-- Begin --
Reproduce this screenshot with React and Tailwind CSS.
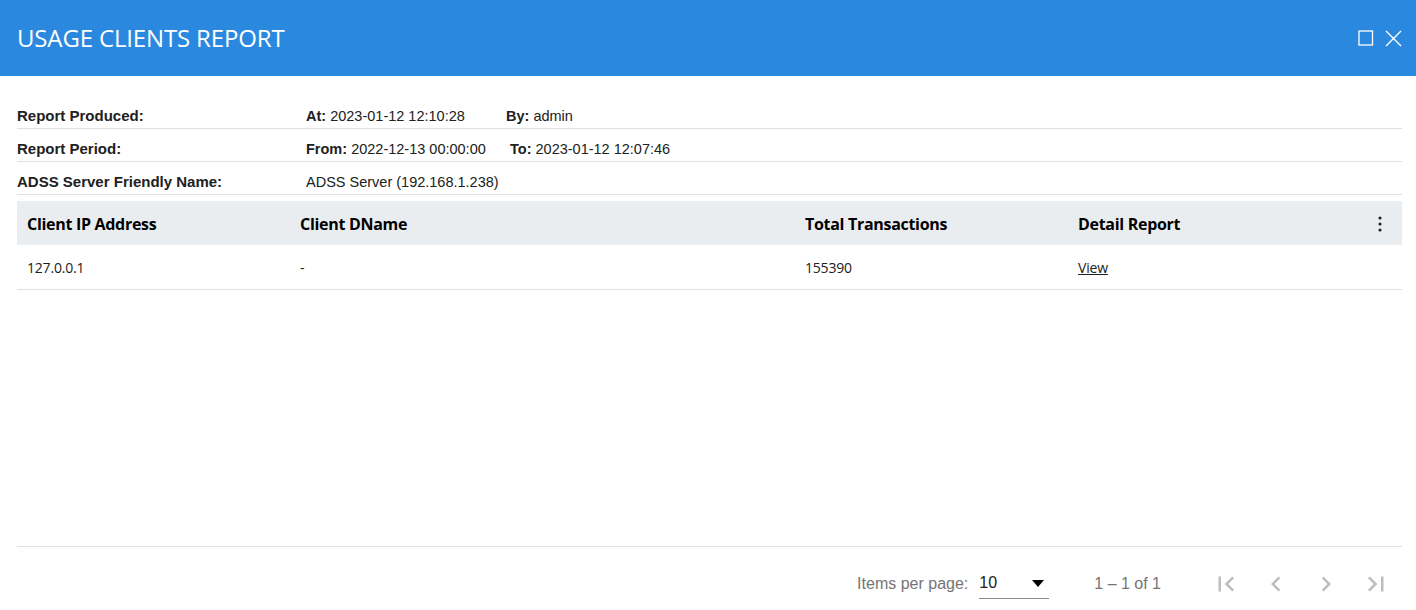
import React from "react";

const info = [
  {
    label: "Report Produced:",
    parts: [
      { k: "At:", v: "2023-01-12 12:10:28", w: "w-[200px]" },
      { k: "By:", v: "admin" },
    ],
  },
  {
    label: "Report Period:",
    parts: [
      { k: "From:", v: "2022-12-13 00:00:00", w: "w-[204px]" },
      { k: "To:", v: "2023-01-12 12:07:46" },
    ],
  },
  {
    label: "ADSS Server Friendly Name:",
    parts: [{ k: "", v: "ADSS Server (192.168.1.238)" }],
  },
];

const rows = [{ ip: "127.0.0.1", dname: "-", total: "155390" }];

function PageIcon({ d }) {
  return (
    <button className="w-[40px] h-[40px] flex items-center justify-center text-[#bdbdbd]">
      <svg width="30" height="30" viewBox="0 0 24 24" fill="currentColor">
        <path d={d} />
      </svg>
    </button>
  );
}

export default function UsageClientsReport() {
  return (
    <div className="h-screen flex flex-col bg-white font-['Liberation_Sans',Arial,sans-serif] text-[#212121]">
      <div className="h-[76px] shrink-0 bg-[#2a89de] flex items-center justify-between pl-[17px] pr-[14px]">
        <h1 className="text-white text-[24px] font-['Open_Sans',sans-serif] tracking-[-0.15px] pb-[1px]">
          USAGE CLIENTS REPORT
        </h1>
        <div className="flex items-center gap-[11px] text-white">
          <svg width="16" height="16" viewBox="0 0 16 16" fill="none" stroke="currentColor" strokeWidth="1.3">
            <rect x="1" y="1" width="13.5" height="14" />
          </svg>
          <svg width="17" height="17" viewBox="0 0 17 17" fill="none" stroke="currentColor" strokeWidth="1.4">
            <path d="M1 1L16 16M16 1L1 16" />
          </svg>
        </div>
      </div>

      <div className="flex-1 pl-[17px] pr-[14px] pt-[20px] text-[14.5px]">
        {info.map((r) => (
          <div key={r.label} className="h-[33px] flex items-center border-b border-[#e0e0e0] pt-[9px]">
            <div className="w-[289px] font-bold text-[15px]">{r.label}</div>
            {r.parts.map((p) => (
              <div key={p.v} className={p.w || ""}>
                {p.k && <span className="font-bold">{p.k} </span>}
                {p.v}
              </div>
            ))}
          </div>
        ))}

        <div className="mt-[6px] font-['Open_Sans',sans-serif]">
          <div className="h-[44px] bg-[#eaedf0] flex items-center text-[16px] font-bold tracking-[-0.3px] text-black pt-[1px]">
            <div className="w-[283px] pl-[10px]">Client IP Address</div>
            <div className="w-[505px]">Client DName</div>
            <div className="w-[273px]">Total Transactions</div>
            <div className="flex-1">Detail Report</div>
            <div className="w-[44px] flex justify-center">
              <svg width="4" height="16" viewBox="0 0 4 16" fill="#222">
                <circle cx="2" cy="2" r="1.6" />
                <circle cx="2" cy="8" r="1.6" />
                <circle cx="2" cy="14" r="1.6" />
              </svg>
            </div>
          </div>
          {rows.map((r) => (
            <div key={r.ip} className="h-[45px] flex items-center border-b border-[#e0e0e0] text-[14px] tracking-[-0.2px]">
              <div className="w-[283px] pl-[10px]">{r.ip}</div>
              <div className="w-[505px]">{r.dname}</div>
              <div className="w-[273px]">{r.total}</div>
              <div className="flex-1">
                <a href="#" className="underline">View</a>
              </div>
            </div>
          ))}
        </div>
      </div>

      <div className="ml-[17px] mr-[14px] border-t border-[#e0e0e0] h-[64px] shrink-0 flex items-center justify-end pt-[10px] pr-[6px] text-[16px] text-[#757575]">
        <span className="mr-[11px]">Items per page:</span>
        <div className="w-[70px] h-[30px] border-b border-[#8a8a8a] flex items-center justify-between">
          <span className="text-[#212121]">10</span>
          <svg width="12" height="7" viewBox="0 0 12 7" className="mr-[5px]" fill="#000">
            <path d="M0 0h12L6 7z" />
          </svg>
        </div>
        <span className="ml-[45px] mr-[45px]">1 – 1 of 1</span>
        <div className="flex items-center gap-[10px]">
          <PageIcon d="M18.41 16.59L13.82 12l4.59-4.59L17 6l-6 6 6 6zM6 6h2v12H6z" />
          <PageIcon d="M15.41 7.41L14 6l-6 6 6 6 1.41-1.41L10.83 12z" />
          <PageIcon d="M10 6L8.59 7.41 13.17 12l-4.58 4.59L10 18l6-6z" />
          <PageIcon d="M5.59 7.41L10.18 12l-4.59 4.59L7 18l6-6-6-6zM16 6h2v12h-2z" />
        </div>
      </div>
    </div>
  );
}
-- End --
- [Stated exercise]:
Transcribe the preceding listing in its entirety and with exact wording, leaving out pictures.

- [Written solution]:
Reproduce this screenshot with React and Tailwind CSS.
import React from "react";

const info = [
  {
    label: "Report Produced:",
    parts: [
      { k: "At:", v: "2023-01-12 12:10:28", w: "w-[200px]" },
      { k: "By:", v: "admin" },
    ],
  },
  {
    label: "Report Period:",
    parts: [
      { k: "From:", v: "2022-12-13 00:00:00", w: "w-[204px]" },
      { k: "To:", v: "2023-01-12 12:07:46" },
    ],
  },
  {
    label: "ADSS Server Friendly Name:",
    parts: [{ k: "", v: "ADSS Server (192.168.1.238)" }],
  },
];

const rows = [{ ip: "127.0.0.1", dname: "-", total: "155390" }];

function PageIcon({ d }) {
  return (
    <button className="w-[40px] h-[40px] flex items-center justify-center text-[#bdbdbd]">
      <svg width="30" height="30" viewBox="0 0 24 24" fill="currentColor">
        <path d={d} />
      </svg>
    </button>
  );
}

export default function UsageClientsReport() {
  return (
    <div className="h-screen flex flex-col bg-white font-['Liberation_Sans',Arial,sans-serif] text-[#212121]">
      <div className="h-[76px] shrink-0 bg-[#2a89de] flex items-center justify-between pl-[17px] pr-[14px]">
        <h1 className="text-white text-[24px] font-['Open_Sans',sans-serif] tracking-[-0.15px] pb-[1px]">
          USAGE CLIENTS REPORT
        </h1>
        <div className="flex items-center gap-[11px] text-white">
          <svg width="16" height="16" viewBox="0 0 16 16" fill="none" stroke="currentColor" strokeWidth="1.3">
            <rect x="1" y="1" width="13.5" height="14" />
          </svg>
          <svg width="17" height="17" viewBox="0 0 17 17" fill="none" stroke="currentColor" strokeWidth="1.4">
            <path d="M1 1L16 16M16 1L1 16" />
          </svg>
        </div>
      </div>

      <div className="flex-1 pl-[17px] pr-[14px] pt-[20px] text-[14.5px]">
        {info.map((r) => (
          <div key={r.label} className="h-[33px] flex items-center border-b border-[#e0e0e0] pt-[9px]">
            <div className="w-[289px] font-bold text-[15px]">{r.label}</div>
            {r.parts.map((p) => (
              <div key={p.v} className={p.w || ""}>
                {p.k && <span className="font-bold">{p.k} </span>}
                {p.v}
              </div>
            ))}
          </div>
        ))}

        <div className="mt-[6px] font-['Open_Sans',sans-serif]">
          <div className="h-[44px] bg-[#eaedf0] flex items-center text-[16px] font-bold tracking-[-0.3px] text-black pt-[1px]">
            <div className="w-[283px] pl-[10px]">Client IP Address</div>
            <div className="w-[505px]">Client DName</div>
            <div className="w-[273px]">Total Transactions</div>
            <div className="flex-1">Detail Report</div>
            <div className="w-[44px] flex justify-center">
              <svg width="4" height="16" viewBox="0 0 4 16" fill="#222">
                <circle cx="2" cy="2" r="1.6" />
                <circle cx="2" cy="8" r="1.6" />
                <circle cx="2" cy="14" r="1.6" />
              </svg>
            </div>
          </div>
          {rows.map((r) => (
            <div key={r.ip} className="h-[45px] flex items-center border-b border-[#e0e0e0] text-[14px] tracking-[-0.2px]">
              <div className="w-[283px] pl-[10px]">{r.ip}</div>
              <div className="w-[505px]">{r.dname}</div>
              <div className="w-[273px]">{r.total}</div>
              <div className="flex-1">
                <a href="#" className="underline">View</a>
              </div>
            </div>
          ))}
        </div>
      </div>

      <div className="ml-[17px] mr-[14px] border-t border-[#e0e0e0] h-[64px] shrink-0 flex items-center justify-end pt-[10px] pr-[6px] text-[16px] text-[#757575]">
        <span className="mr-[11px]">Items per page:</span>
        <div className="w-[70px] h-[30px] border-b border-[#8a8a8a] flex items-center justify-between">
          <span className="text-[#212121]">10</span>
          <svg width="12" height="7" viewBox="0 0 12 7" className="mr-[5px]" fill="#000">
            <path d="M0 0h12L6 7z" />
          </svg>
        </div>
        <span className="ml-[45px] mr-[45px]">1 – 1 of 1</span>
        <div className="flex items-center gap-[10px]">
          <PageIcon d="M18.41 16.59L13.82 12l4.59-4.59L17 6l-6 6 6 6zM6 6h2v12H6z" />
          <PageIcon d="M15.41 7.41L14 6l-6 6 6 6 1.41-1.41L10.83 12z" />
          <PageIcon d="M10 6L8.59 7.41 13.17 12l-4.58 4.59L10 18l6-6z" />
          <PageIcon d="M5.59 7.41L10.18 12l-4.59 4.59L7 18l6-6-6-6zM16 6h2v12h-2z" />
        </div>
      </div>
    </div>
  );
}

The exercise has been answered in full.